Murrieta is looking to the university to help spur growth and provide technology.

“To justify federal funding we have to publish papers and create jobs and products,” said Michael Pazzani, vice chancellor of research and economic development at UC Riverside.

As a result, faculty is interested in meeting people half way to do proof of concepts and build prototypes.

“We need these people to build that into products and companies,” he said. “Faculty is more understanding of what it takes to get technology out.”

The university has come a long way in 15 years.

Back then, no engineers graduated from the university. Now it's graduating 600 engineers a year and half stay in Southern California. Its patent portfolio in electrical engineering, smart grids and medical devices is growing.

Despite the notoriously high taxation rate in the state, startups will continue to pop up in Southern California.

Students and faculty want to form companies near the university.

“We won't go to Arizona or Las Vegas to start companies,” Pazzani said.

Other companies aren't going anywhere either.

Waterstone Faucets in Murrieta, for example, is the last domestic manufacturer of kitchen faucets.

Despite the down economy, the company has grown 25 percent every year in the last six years. Gibbs helped Waterstone find the expansion space it needed, to grow from 14,000 square feet to 42,000 square feet.

Gibbs asked the owner, a former Marine in Fallbrook, why he's opted to stay in California.

“He said, 'I really like the area and the weather climate,'” he said.

Jay Goth, principal of Red Tail Capital, warned that leakage will occur in California, however.

He talked to a business attorney in February, who said most of his business as of late is forming LLCs for companies that are going to be transferring out of state.

“We need to figure out how to keep people here and attract new people here,” Goth said.

From a statewide standpoint, he doesn't have a solution, but the local government appears to be the silver lining.

“We see the local level being proactive, pushing to attract and gain traction on an economic front,” he said.

Pazzani is also impressed by the city and county governments' knowledge when it comes to economic development and intellectual property, having sat in meetings with the mayor of Corona. He was formerly vice president of research and graduate and professional education at Rutgers University.

“I didn’t see any of that in New Jersey's state government. They aren't knowledgable about entrepreneurship.
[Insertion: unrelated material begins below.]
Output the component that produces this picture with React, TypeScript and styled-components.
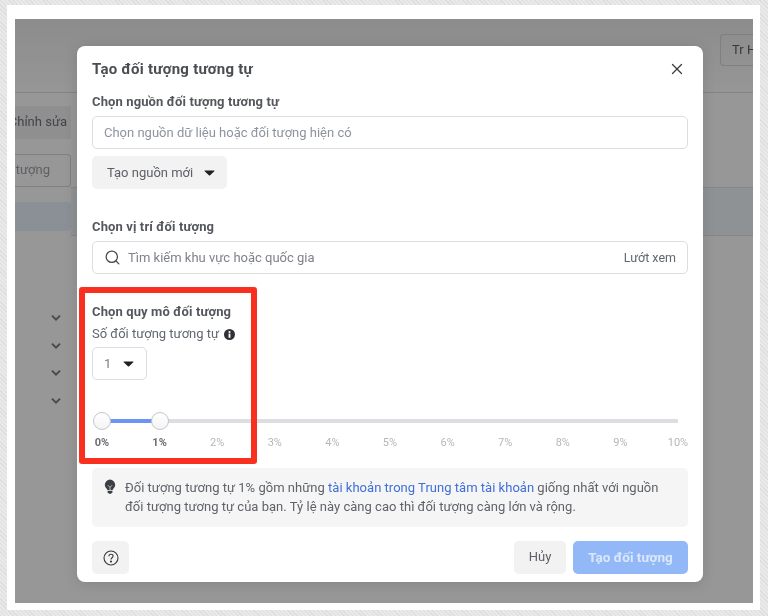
import React from "react";
import styled, { createGlobalStyle } from "styled-components";
import { Search, X } from "lucide-react";

const GlobalStyle = createGlobalStyle`
  html, body {
    margin: 0;
    padding: 0;
    height: 100%;
  }
  body {
    font-family: Roboto, "Liberation Sans", sans-serif;
    background-color: #e4e4e4;
    background-image: repeating-linear-gradient(45deg, #dedede 0 1px, #e9e9e9 1px 3px);
    overflow: hidden;
  }
`;

const TICKS = [0, 1, 2, 3, 4, 5, 6, 7, 8, 9, 10];

const Caret = () => (
  <CaretSvg viewBox="0 0 12 7">
    <path d="M0.8 0.6h10.4c.5 0 .8.6.4 1L6.7 6.2c-.4.4-1 .4-1.4 0L.4 1.6c-.4-.4-.1-1 .4-1z" />
  </CaretSvg>
);

const Chevron = () => (
  <svg width="12" height="8" viewBox="0 0 12 8" fill="none">
    <path d="M2 1.6 6 5.6 10 1.6" stroke="#4a4a4c" strokeWidth="2" />
  </svg>
);

export default function App() {
  return (
    <>
      <GlobalStyle />
      <Frame>
        <Stage>
          <PageHeader>
            <HeaderButton>Tr H</HeaderButton>
          </PageHeader>
          <PageBody>
            <SideColumn>
              <EditBar>
                <span>Chỉnh sửa</span>
              </EditBar>
              <SearchStub>tượng</SearchStub>
              <SelectedStub />
              <ChevronList>
                <Chevron />
                <Chevron />
                <Chevron />
                <Chevron />
              </ChevronList>
            </SideColumn>
            <MainColumn>
              <TableBand />
            </MainColumn>
          </PageBody>

          <Modal>
            <ModalHeader>
              <ModalTitle>Tạo đối tượng tương tự</ModalTitle>
              <CloseButton>
                <X size={18} strokeWidth={1.7} />
              </CloseButton>
            </ModalHeader>

            <SectionLabel>Chọn nguồn đối tượng tương tự</SectionLabel>
            <Field>
              <Placeholder>Chọn nguồn dữ liệu hoặc đối tượng hiện có</Placeholder>
            </Field>
            <SourceButton>
              Tạo nguồn mới
              <Caret />
            </SourceButton>

            <LocationLabel>Chọn vị trí đối tượng</LocationLabel>
            <Field>
              <Search size={17} strokeWidth={1.8} color="#444950" />
              <SearchText>Tìm kiếm khu vực hoặc quốc gia</SearchText>
              <Browse>Lướt xem</Browse>
            </Field>

            <SizeLabel>Chọn quy mô đối tượng</SizeLabel>
            <CountLabel>
              Số đối tượng tương tự
              <svg width="11" height="11" viewBox="0 0 12 12">
                <circle cx="6" cy="6" r="6" fill="#2f3136" />
                <rect x="5" y="5" width="2" height="4.6" fill="#fff" />
                <circle cx="6" cy="3.2" r="1.15" fill="#fff" />
              </svg>
            </CountLabel>
            <CountSelect>
              <span>1</span>
              <Caret />
            </CountSelect>

            <Slider>
              <Track>
                <TrackFill style={{ width: `${(1 / 10) * 100}%` }} />
                <Thumb style={{ left: "0%" }} />
                <Thumb style={{ left: "10%" }} />
              </Track>
              <TickRow>
                {TICKS.map((tick) => (
                  <Tick key={tick} $active={tick < 2}>
                    {tick}%
                  </Tick>
                ))}
              </TickRow>
            </Slider>

            <Notice>
              <svg width="12" height="16" viewBox="0 0 13 17">
                <path
                  d="M6.5.5A5.6 5.6 0 0 0 .9 6.1c0 2 1 3.1 1.8 4.1.5.6.9 1.2 1 1.8h5.6c.1-.6.5-1.2 1-1.8.8-1 1.8-2.1 1.8-4.1A5.6 5.6 0 0 0 6.5.5z"
                  fill="#3b3e44"
                />
                <path d="M4.3 6.6 6.5 9l2.2-2.4M6.5 9v3" stroke="#e8e8e8" strokeWidth=".8" fill="none" />
                <path d="M3.9 12.9h5.2v1.5c0 .5-.4.9-.9.9h-.5c-.2.6-.7.9-1.2.9s-1-.3-1.2-.9h-.5c-.5 0-.9-.4-.9-.9z" fill="#3b3e44" />
              </svg>
              <NoticeText>
                Đối tượng tương tự 1% gồm những <NoticeLink>tài khoản trong Trung tâm tài khoản</NoticeLink> giống
                nhất với nguồn đối tượng tương tự của bạn. Tỷ lệ này càng cao thì đối tượng càng lớn và rộng.
              </NoticeText>
            </Notice>

            <Footer>
              <HelpButton>
                <svg width="16" height="16" viewBox="0 0 16 16" fill="none" stroke="#36383d" strokeWidth="1.1">
                  <circle cx="8" cy="8" r="7" />
                  <path d="M5.9 6.2c0-1.2 1-2 2.1-2s2.1.8 2.1 1.9c0 1.6-2.1 1.6-2.1 3.3" />
                  <circle cx="8" cy="11.6" r=".5" fill="#36383d" />
                </svg>
              </HelpButton>
              <FooterActions>
                <CancelButton>Hủy</CancelButton>
                <CreateButton>Tạo đối tượng</CreateButton>
              </FooterActions>
            </Footer>
          </Modal>

          <Highlight />
        </Stage>
      </Frame>
    </>
  );
}

const Frame = styled.div`
  margin: 5px 8px 0 7px;
  height: 605px;
  box-sizing: border-box;
  padding: 14px 7px 7px 8px;
  background: #fff;
  filter: blur(0.5px);
`;

const Stage = styled.div`
  position: relative;
  height: 584px;
  background: #979797;
  overflow: hidden;
  color: #4b4f56;
`;

const PageHeader = styled.div`
  height: 74px;
  box-sizing: border-box;
  border-bottom: 1px solid #848484;
  background: linear-gradient(#8c8c8c, #969696);
  display: flex;
  justify-content: flex-end;
  align-items: flex-start;
  padding-top: 15px;
`;

const HeaderButton = styled.div`
  width: 33px;
  height: 32px;
  box-sizing: border-box;
  border: 1px solid #7f7f7f;
  border-right: none;
  border-radius: 4px 0 0 4px;
  padding-left: 11px;
  font-size: 13px;
  line-height: 30px;
  white-space: nowrap;
  overflow: hidden;
  color: #35383c;
`;

const PageBody = styled.div`
  display: flex;
`;

const SideColumn = styled.div`
  width: 56px;
  padding-top: 13px;
  display: flex;
  flex-direction: column;
`;

const EditBar = styled.div`
  height: 33px;
  background: #8f8f8f;
  font-size: 13px;
  line-height: 32px;
  color: #42444a;
  overflow: hidden;
  white-space: nowrap;
  display: flex;
  justify-content: flex-end;
  padding-right: 4px;
`;

const SearchStub = styled.div`
  height: 33px;
  margin-top: 15px;
  box-sizing: border-box;
  border: 1px solid #808080;
  border-left: none;
  border-radius: 0 4px 4px 0;
  font-size: 13px;
  line-height: 30px;
  color: #5d5f63;
  text-align: right;
  padding-right: 20px;
`;

const SelectedStub = styled.div`
  height: 29px;
  margin-top: 15px;
  background: #8b9096;
  border-radius: 0 4px 4px 0;
`;

const ChevronList = styled.div`
  margin-top: 83px;
  display: flex;
  flex-direction: column;
  align-items: flex-start;
  gap: 19.5px;
  padding-left: 35px;
`;

const MainColumn = styled.div`
  flex: 1;
  padding-top: 94px;
`;

const TableBand = styled.div`
  height: 49px;
  background: #8e9295;
  border-top: 1px solid #868686;
  border-bottom: 1px solid #868686;
  box-sizing: border-box;
`;

const Modal = styled.div`
  position: absolute;
  left: 62px;
  top: 27px;
  width: 626px;
  height: 536px;
  box-sizing: border-box;
  padding: 0 15px;
  background: #fff;
  border-radius: 8px;
  box-shadow: 0 2px 14px rgba(0, 0, 0, 0.12);
  display: flex;
  flex-direction: column;
`;

const ModalHeader = styled.div`
  height: 46px;
  display: flex;
  align-items: center;
  justify-content: space-between;
  flex: none;
`;

const ModalTitle = styled.div`
  font-size: 15px;
  font-weight: 700;
  letter-spacing: 0.25px;
  color: #4a4d52;
`;

const CloseButton = styled.div`
  display: flex;
  color: #3a3c40;
  margin-right: 2px;
`;

const SectionLabel = styled.div`
  font-size: 13px;
  font-weight: 700;
  letter-spacing: 0.12px;
  line-height: 16px;
  color: #54575d;
  margin-top: 2px;
`;

const Field = styled.div`
  margin-top: 6px;
  height: 33px;
  flex: none;
  box-sizing: border-box;
  border: 1px solid #dcdde0;
  border-radius: 5px;
  display: flex;
  align-items: center;
  padding: 0 11px;
  font-size: 13px;
`;

const Placeholder = styled.span`
  color: #8d949e;
`;

const SearchText = styled.span`
  margin-left: 7px;
  color: #7e8289;
`;

const Browse = styled.span`
  margin-left: auto;
  font-size: 12.5px;
  color: #606770;
`;

const SourceButton = styled.div`
  margin-top: 7px;
  width: 135px;
  height: 33px;
  flex: none;
  box-sizing: border-box;
  border-radius: 5px;
  background: #f2f2f2;
  display: flex;
  align-items: center;
  justify-content: space-between;
  padding: 0 12px 0 15px;
  font-size: 13px;
  color: #5d6066;
`;

const CaretSvg = styled.svg`
  width: 11px;
  height: 6px;
  fill: #1f2023;
  flex: none;
`;

const LocationLabel = styled(SectionLabel)`
  margin-top: 30px;
`;

const SizeLabel = styled(SectionLabel)`
  margin-top: 30px;
`;

const CountLabel = styled.div`
  margin-top: 6px;
  font-size: 13px;
  line-height: 16px;
  color: #606770;
  display: flex;
  align-items: center;
  gap: 5px;
`;

const CountSelect = styled.div`
  margin-top: 5px;
  width: 55px;
  height: 33px;
  flex: none;
  box-sizing: border-box;
  border: 1px solid #dcdde0;
  border-radius: 5px;
  display: flex;
  align-items: center;
  justify-content: space-between;
  padding: 0 12px 0 11px;
  font-size: 13px;
  color: #7a7e85;
`;

const Slider = styled.div`
  margin-top: 39px;
`;

const Track = styled.div`
  position: relative;
  margin: 0 10px;
  height: 4px;
  background: #dddee3;
`;

const TrackFill = styled.div`
  height: 100%;
  background: #6c94f5;
`;

const Thumb = styled.div`
  position: absolute;
  top: 50%;
  width: 18px;
  height: 18px;
  box-sizing: border-box;
  transform: translate(-50%, -50%);
  border: 1px solid #c4c6cb;
  border-radius: 50%;
  background: linear-gradient(#fff, #f4f4f4);
`;

const TickRow = styled.div`
  margin-top: 13px;
  display: flex;
  justify-content: space-between;
`;

const Tick = styled.span<{ $active: boolean }>`
  width: 20px;
  white-space: nowrap;
  font-size: 11px;
  line-height: 14px;
  font-weight: ${(p) => (p.$active ? 700 : 400)};
  color: ${(p) => (p.$active ? "#6b6e74" : "#b4b6ba")};
  display: flex;
  justify-content: center;
`;

const Notice = styled.div`
  margin-top: 18px;
  height: 59px;
  flex: none;
  box-sizing: border-box;
  border-radius: 5px;
  background: #f5f5f5;
  padding: 11px 12px;
  display: flex;
  gap: 8px;
`;

const NoticeText = styled.div`
  font-size: 13px;
  line-height: 18.5px;
  letter-spacing: 0.02px;
  color: #5f6369;
  width: 540px;
  margin-left: 1px;
`;

const NoticeLink = styled.span`
  color: #3f6fd8;
`;

const Footer = styled.div`
  margin-top: 14px;
  display: flex;
  justify-content: space-between;
`;

const HelpButton = styled.div`
  width: 37px;
  height: 33px;
  border-radius: 5px;
  background: #f2f2f2;
  display: flex;
  align-items: center;
  justify-content: center;
`;

const FooterActions = styled.div`
  display: flex;
  gap: 7px;
`;

const CancelButton = styled.div`
  width: 52px;
  height: 33px;
  border-radius: 5px;
  background: #f2f2f2;
  font-size: 13px;
  line-height: 32px;
  text-align: center;
  color: #5d6066;
`;

const CreateButton = styled.div`
  width: 115px;
  height: 33px;
  border-radius: 5px;
  background: #93b8f7;
  font-size: 13.5px;
  font-weight: 700;
  line-height: 32px;
  text-align: center;
  color: #dbe7fb;
`;

const Highlight = styled.div`
  position: absolute;
  left: 64px;
  top: 268px;
  width: 178px;
  height: 177px;
  box-sizing: border-box;
  border: 6px solid #f93020;
  border-radius: 3px;
  pointer-events: none;
`;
Here the local government gets it,” he said.

Roundtable Participants

Steve Austin, Firm Managing Partner, Swenson Advisors

Jim Butz, Founder, Resonnect

Leticia Cano, President, Biomarker Profiles Corporation

Rick Gibbs, Mayor, City of Murrieta (sponsor)

Jay Goth, Principal, Red Tail Capital

Joseph Mignone, President, JFM Global Associates

Michael Pazzani, Vice Chancellor of Research & Economic Development,University of California, Riverside

Charles Zahl, Treasurer, SoCal EED, Inc.